Dalam lalu intas penegakan hukum
di Indonesia sendiri, arus positivisme seakan menjadi dogma utama dalam
penegakan hukum. Frame yang terbentuk dalam benak penegak hukum bahwa hukum
hanyalah sesuatu yang tertulis dan harus menihilkan nilai nilai moral membuat
masyarakat sulit mendapatkan keadilan. Bahwa aturan demikianlah yang harus
diterapkan, entah mereka itu kaum papa, teraniyaya, koruptor, ulama, semuanya
harus sama, meski dengan kadar yang berbeda dalam kenyataan.
Dalam paradigma positifisme ini,
hukum bukan ditujukan pada masyarakat, namun kepada kemerdekaan individu yang
menghendaki kepastian hukum. Seakan logis, maka ketika nilai keadilan dan
kemanfaatan hukum yang dikehendaki masyarakat bertentangan dengan kepastian,
maka boleh disingkirkan. Tak heran, sampai hari ini rakyat kita terus menjadi
langganan penegakan hukum atas nama juknis dan juklak.
Resistensi Progressif
Kenyataan ini sebenarnya tidak lepas dari peran penegak hukum yang
memandang hukum sebagai profesi, yang selalu melihat logika hukum itu berasal
dari undang undang atau kita sebut saja terlalu Legal Positifism. Hal ini kiranya sangat jauh dari kenyataan bahwa
hukum sebagai ilmu, yang mempunyai nilai bagi masyrakat luas.

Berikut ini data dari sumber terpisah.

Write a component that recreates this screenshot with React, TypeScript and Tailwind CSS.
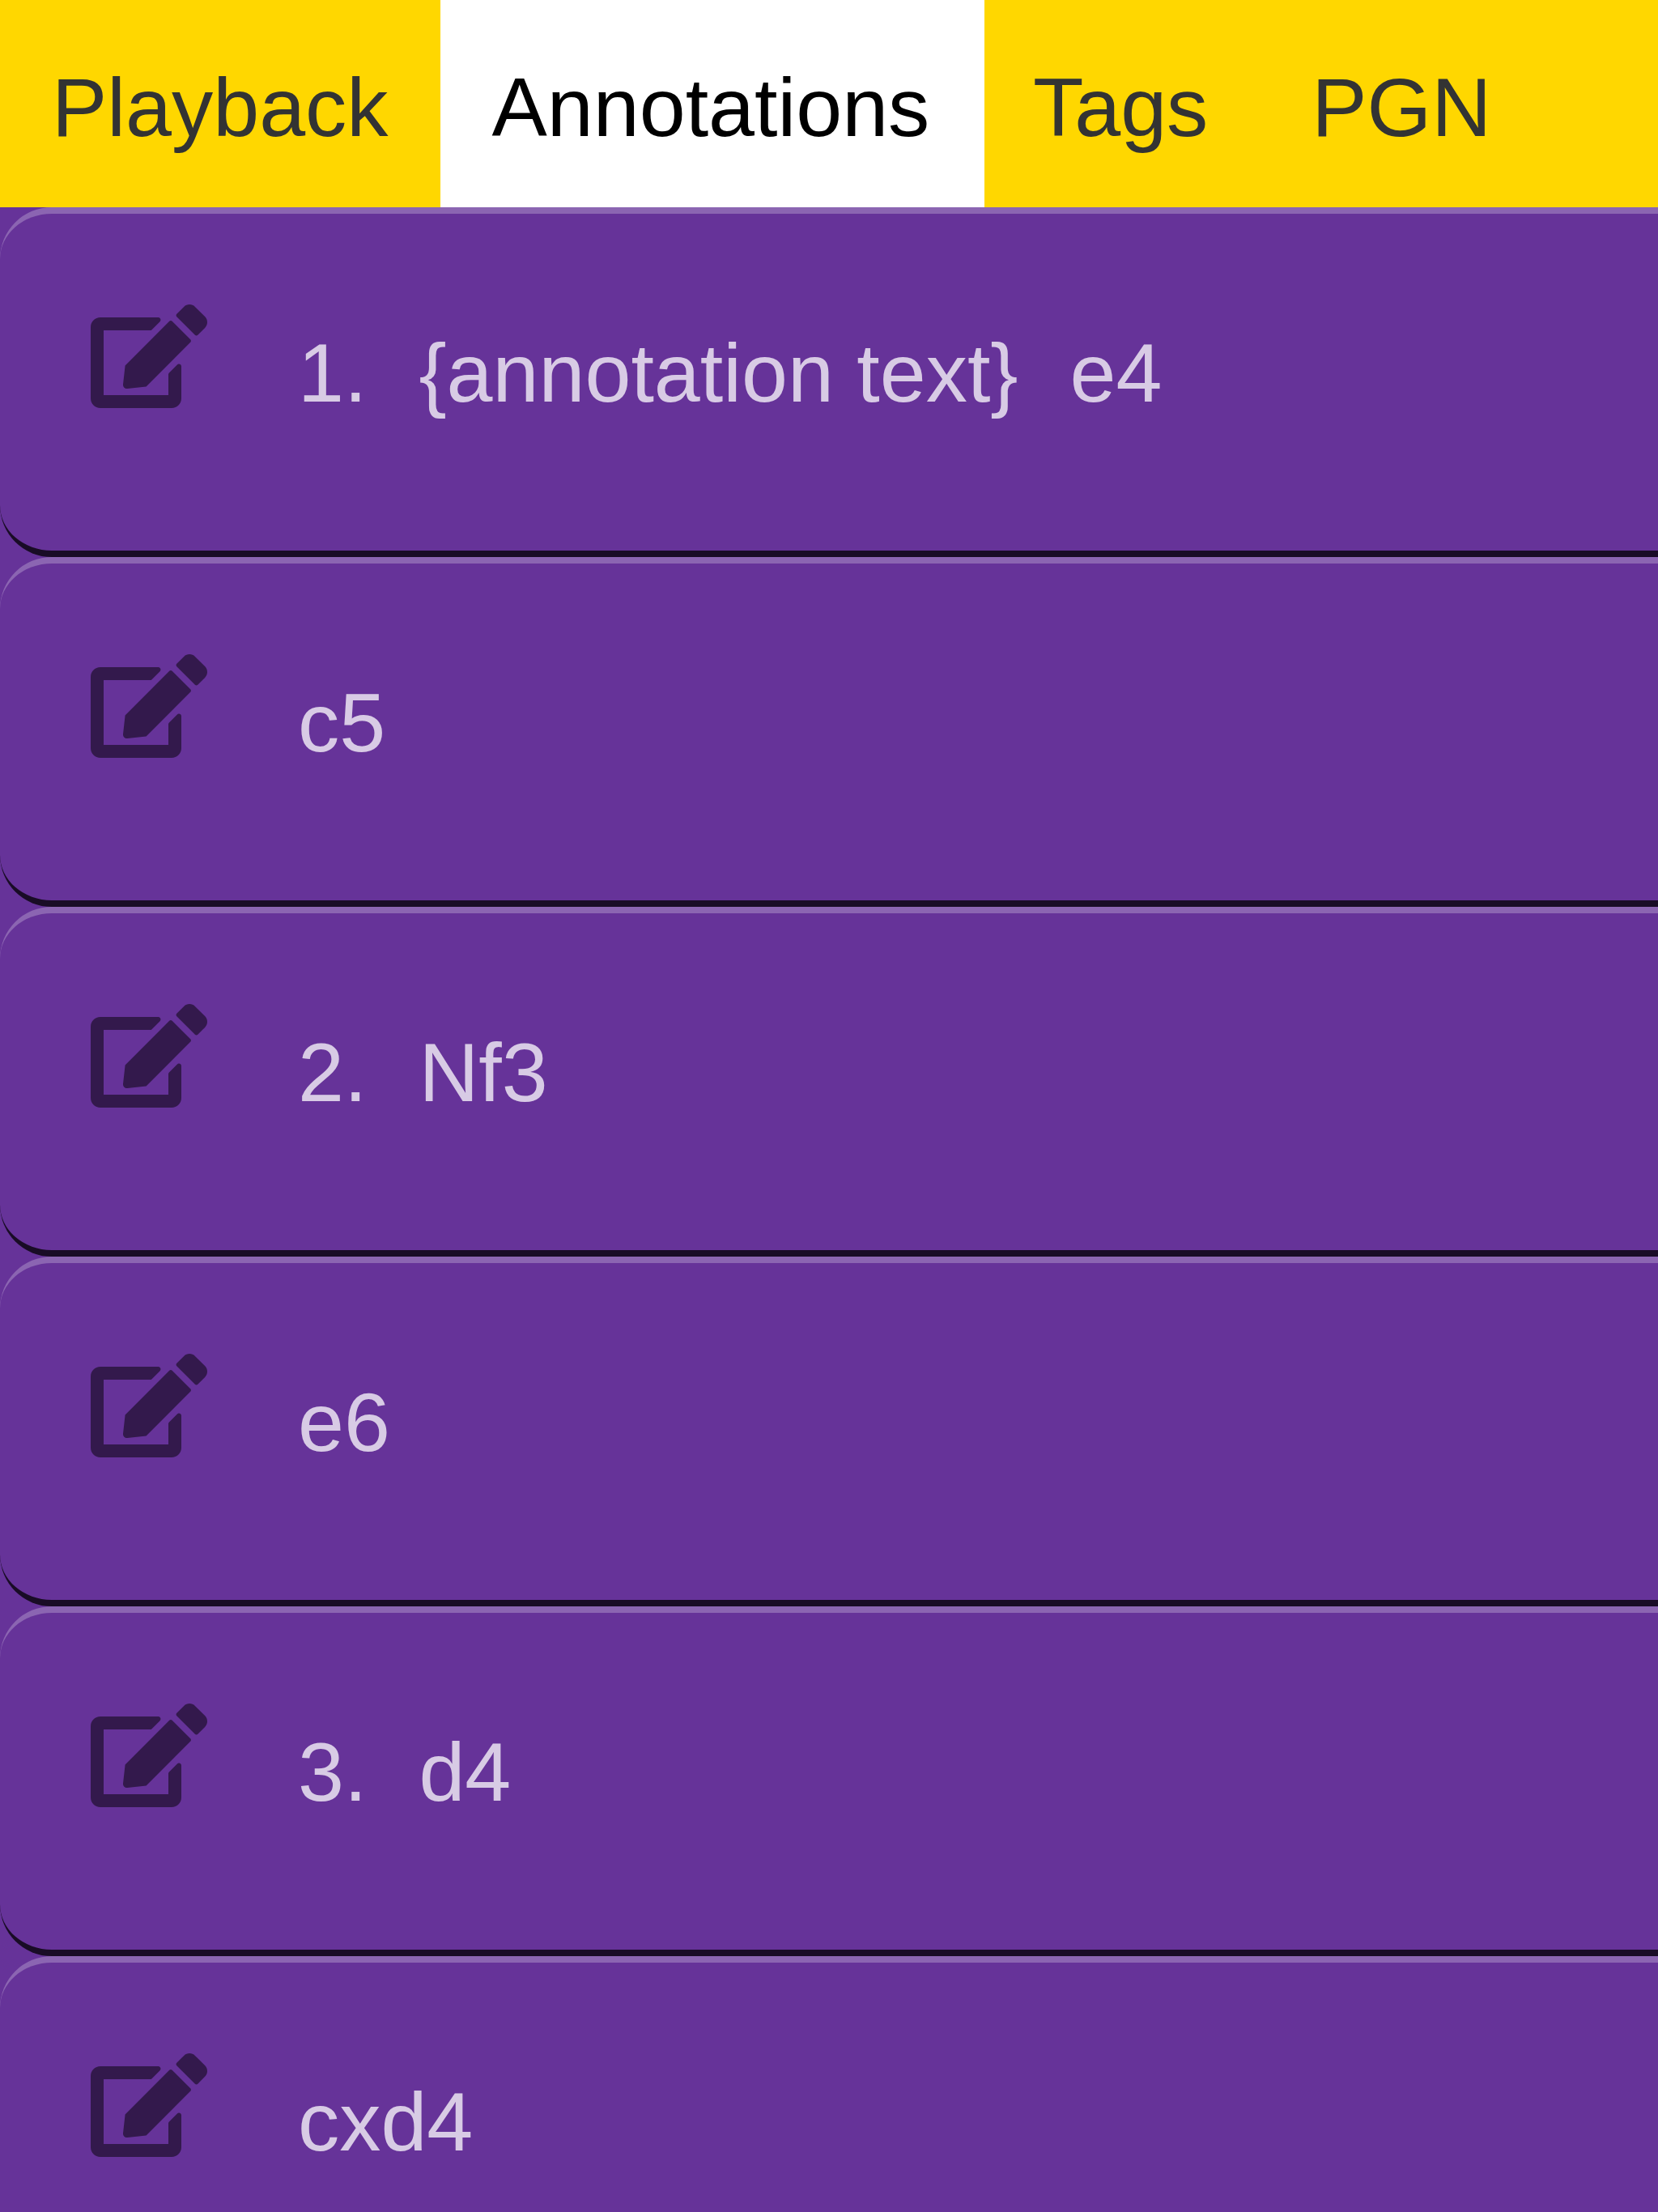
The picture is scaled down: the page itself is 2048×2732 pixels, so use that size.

Kenyataan demikian, bukanya tanpa resistensi. Apalagi setelah
semakin lama menjamur dalam penegakan di Indonesia, perlu adanya suatu
terobosan dan pemikiran. (Alm) Prof Satjipto Rahrdjo adalah salah satunya,
beliau membidani gagasan Hukum Progressif. Bagi beliau Hukum merupakan ilmu
sebenarnya (genuinescience), ia
melanjutkan ilmu selalu berusaha memahami dan melihat kenyataan dan logika
social yang hidup dalam masyarakat. Yang tiap waktu dan keadaan selalu Up to date, tanpa kehilangan arah nilai
nilai dasar keilmuan itu sendiri.
Kiranya kita tidak usah menangisi kenyataan sistemik demikian, Vonis
12 tahun untuk Angelina Sondakh dan 18 tahun bagi Lutfi Hasan Ishaq (meski
belum inkracht) bisa dijadikan
cermin, bahwa gagasan progressif siap dibiakkan. Gagasan progressif ini bisa
menjadi puzzle pembangunan hukum yang masih cacat dalam penegakan dan kultur
hukumnya.
Namun bukan perkara mudah, gagasan ini masih harus menghadapi
kekuasaan despotic yang masih menganut Machivellian.
Mereka akan melakukan apa saja untuk mempertahankan kekuasaan, ditambah rapor
penegak hukum masihlah merah, membuat trust
dari masyarakat dalam membentuk kultur hukum masih sulit. Batu terjal ini
yang menjadi tantangan para penegak hukum kedepanya dalam mewarnai era
reformasi.
Dengan demikian benar ungkapan Cicero,
seorang Filsuf Yunani, bahwa ibi societas
ibi ius (tiada masyarakat tanpa hukum).
Bahwasanya pembangunan di era reformasi di bidang politik, ekonomi,
social, budaya dan lainya tanpa disertai dengan pembangunan hukum akan tampak
timpang. Hingga detik ini pembangunan hukum lebih mengarah kepada yang berpunya
dan bermuka, bukan pada masyarakat luas, jika demikian benar adanya,maka bisa
dikatakan reformasi (hukum) hanyalah berjalan seperempat hati.